The second theme is that a key advantage of ML is that it views empirical analysis as “algorithms” that estimate and compare many alternative models. This approach contrasts with economics, where in principle the researcher picks a model based on principles and estimates it once. The third theme deals with the “outsourcing” of model selection to algorithm. While it manages the “simple” problems fairly well, it is not well suited for the problems of greatest interest for empirical researchers in economics, such as causal inference, where there is typically no unbiased estimate of the ground truth available for comparison. Finally, the paper notes that the algorithms also have to be modified to provide valid confidence intervals for estimated effects when the data is used to select the model.
Athey thus thinks that using ML can provide the best of both worlds: the model selection is data-driven, systematic, and considers a wide range of models; all the while, the model selection process is fully documented and confidence intervals take the entire algorithm into account. She also expects the combination of ML and newly available datasets to change economics in fundamental ways, ranging from new questions and new approaches to collaboration (larger teams and interdisciplinary interaction), to a change in how involved economists are in the engineering and implementation of policies.
David McKenzie writes on the World Bank blog that ML can be used for development interventions and impact evaluations, in measuring outcomes and targeting treatments, measuring heterogeneity, and taking care of confounders.
One of the biggest use cases currently seems to be in getting basic measurements in countries with numerous gaps in the basic statistics – and machine learning has been applied to this at both the macro- and micro-level. But scholars are increasingly looking into whether ML could be useful also in targeting interventions, i.e. in deciding when and where/for whom to intervene.
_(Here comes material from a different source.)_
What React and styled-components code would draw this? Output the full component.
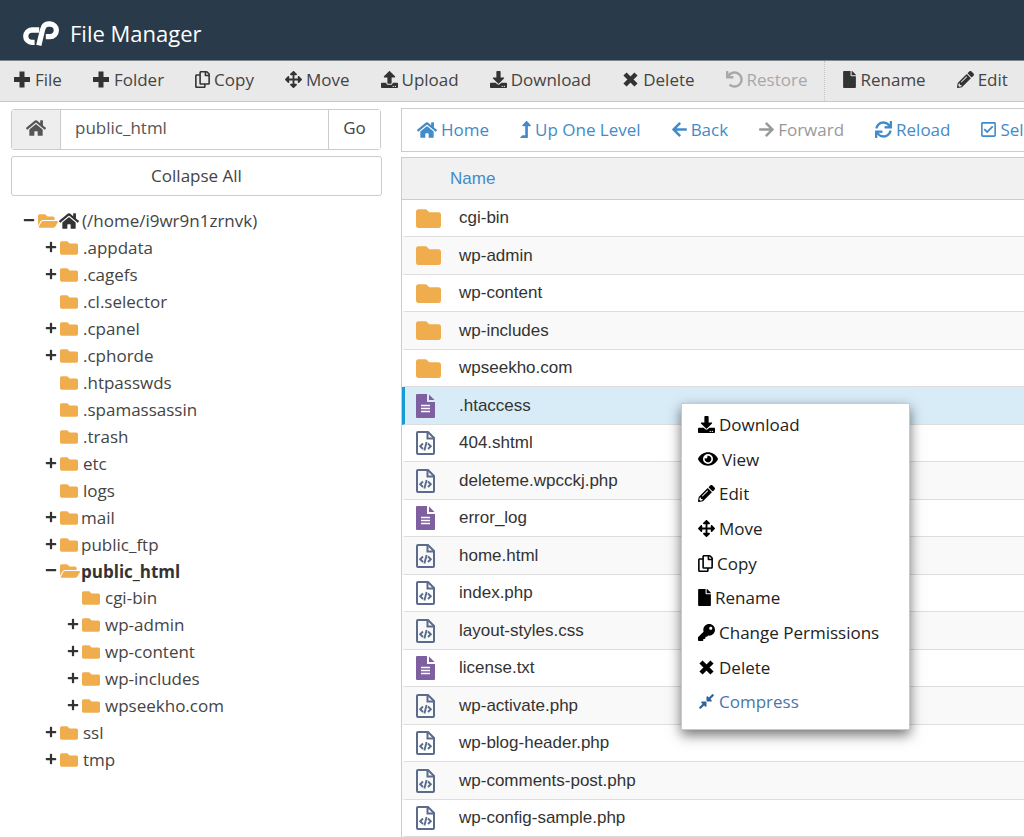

McKenzie, however, points to several unanswered challenges, such as the question of the gold standard for evaluating these methods. Supervised ML requires a labelled training dataset and a metric for evaluating performance, but the very lack of data that these approaches are trying to solve also makes it hard to evaluate. Second, there are concerns about how stable many of the predicted relationships are, and about the behavioural responses that could affect the reliability of ML for treatment selection. Lastly, McKenzie also points to several ethics, privacy and fairness issues that could come into play.
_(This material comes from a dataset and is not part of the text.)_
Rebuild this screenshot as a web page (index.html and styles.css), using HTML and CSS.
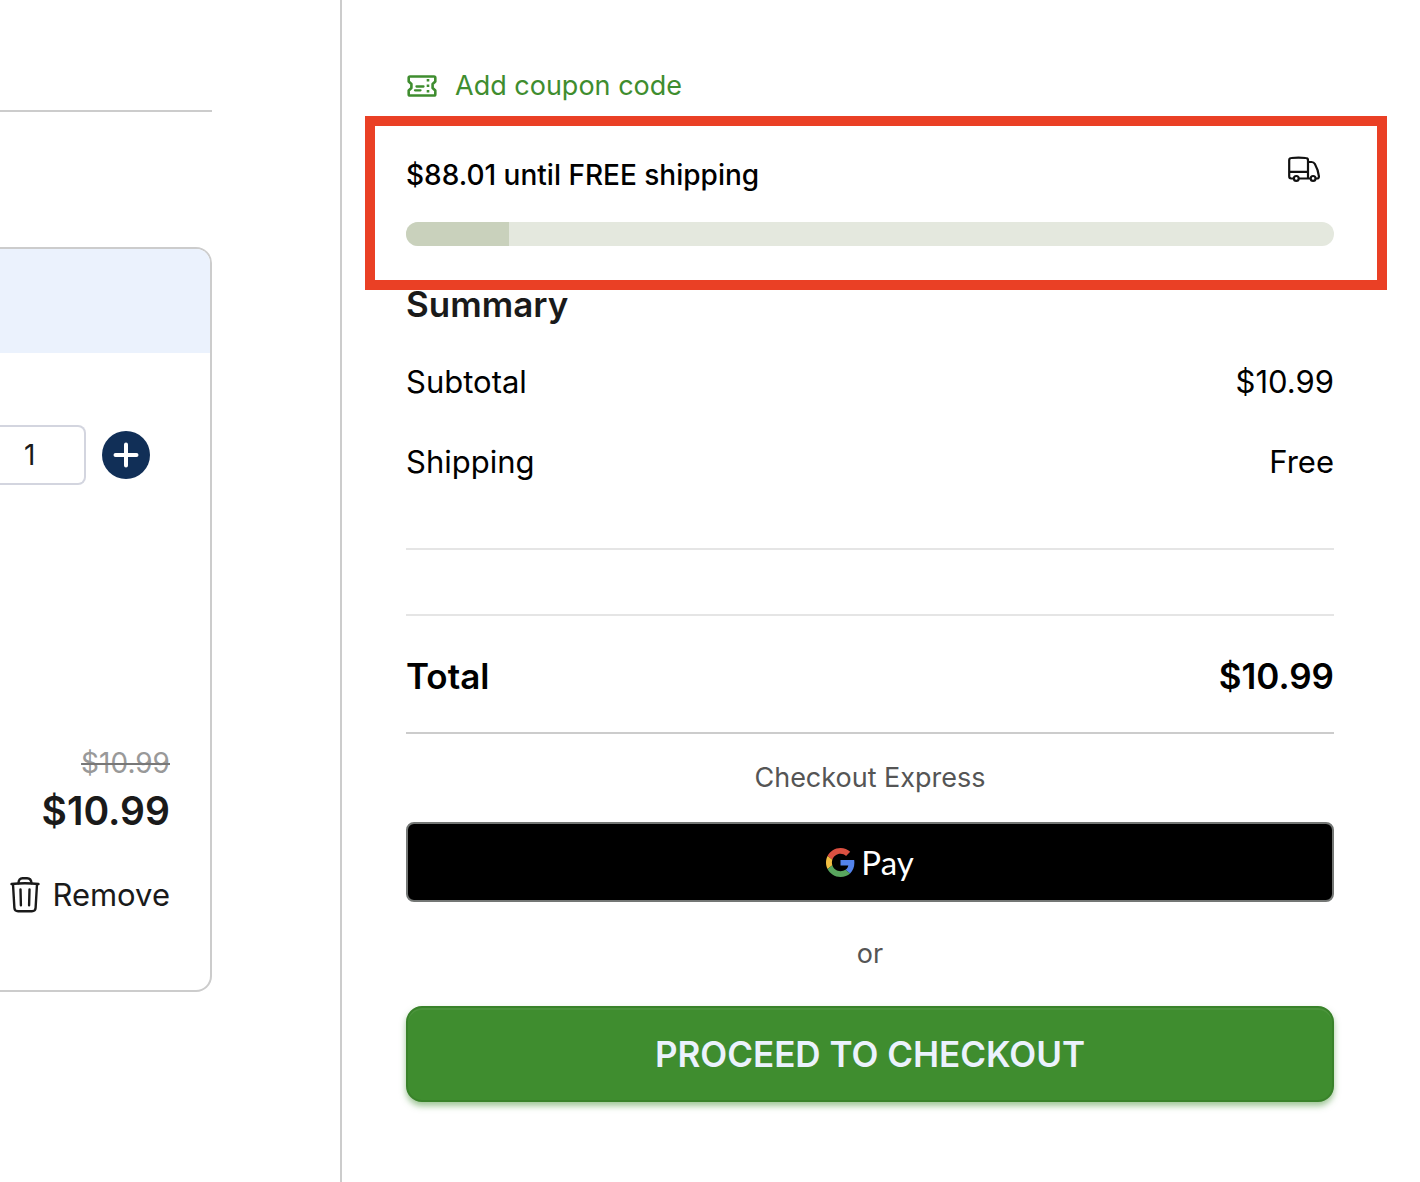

Monica Andini, Emanuele Ciani, Guido de Blasio, Alessio D’Ignazio take up the question of policy targeting with ML in a recent VoxEU article and two papers. They present two examples of how to employ ML to target those groups that could plausibly gain more from the policy.
One example considers a tax rebate scheme introduced in Italy in 2014 with the purpose of boosting household consumption. The Italian government opted for a coarse targeting rule and provided the rebate only to employees with annual income between €8,145 and €26,000. Given the policy objective, an alternative could have been to target consumption-constrained households who are supposed to consume more out of the bonus. Applying ML to two household survey waves, the authors implement the second strategy. An additional econometric analysis suggests that this version of targeting would have been better, because the effect of the rebate is estimated to be positive only for the consumption-constrained households.
In the second application, Andini et al. focus on the “prediction policy problem” of assigning public credit guarantees to firms. In principle, guarantee schemes should target firms that are both creditworthy and rationed in their access to credit. In practice, existing guarantee schemes are usually based on naïve rules that exclude borrowers with low creditworthiness.
Aldini et al. propose an alternative assignment mechanism based on ML predictions, in which both creditworthiness and credit rationing are explicitly addressed. A simple comparison of the growth rate of disbursed bank loans in the years following the provision of the guarantee shows – confirmed by a regression discontinuity design – that the ML-targeted group performed better.